Posts : 1201 Join date : 2007-11-08 Age : 36 Location : Sheffield
| Subject: Re: funny one lines/jokes Mon Nov 26, 2007 11:58 am | |
| chunk are u retarded how can u not get that last jewish joke jews are money hungry bastards and the joke is that the boy asks for 50p but his dad barters with him to make it seem like the boy only asked for 30p nooob and i dunno about talk talk mate, call em up and ask what the differenc is
right joke for the day seeing that im stuck in the office, sorry if it offends people but i found it well funny
An Englishman, an Irishman and a Pakistani are convicted of a crime in a foriegn country and sentenced to 20 lashes each. However, they are each granted a wish.
The Pakistani goes first and wishes for a pillow to be tied to his back, which he receives. However, the pillow bursts after only 10 of the lashes.
The Irishman goes next and wishes for two pillows to be tied to his back, which he also gets. Unfortunately, the pillows give up after 15 lashes.
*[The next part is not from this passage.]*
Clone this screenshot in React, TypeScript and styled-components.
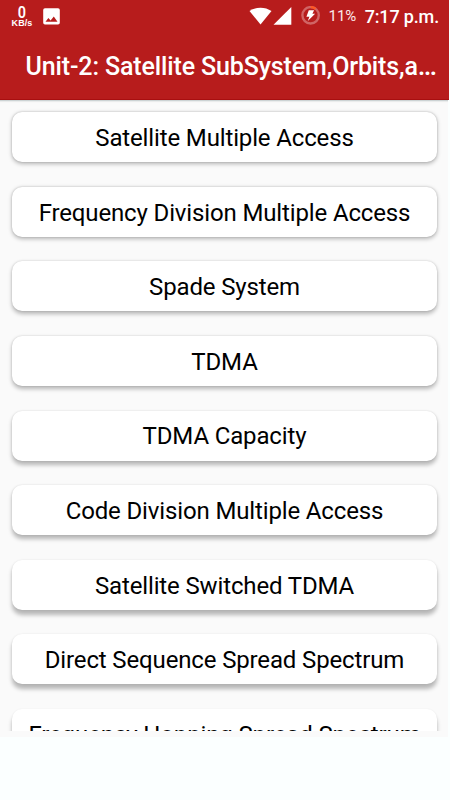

The Englishman goes to the whipping block, and the whipper says to him: "Because you are English and England is a great country, I give you two wishes!"
The Englishman thinks about it and says that his first wish is to receive 100 lashes instead of 20. The whipper says: "Fuckin' hell, it is true, the English really do have the heart of a lion and nerves of steel. I respect your bravery. Tell me, what is your second wish?"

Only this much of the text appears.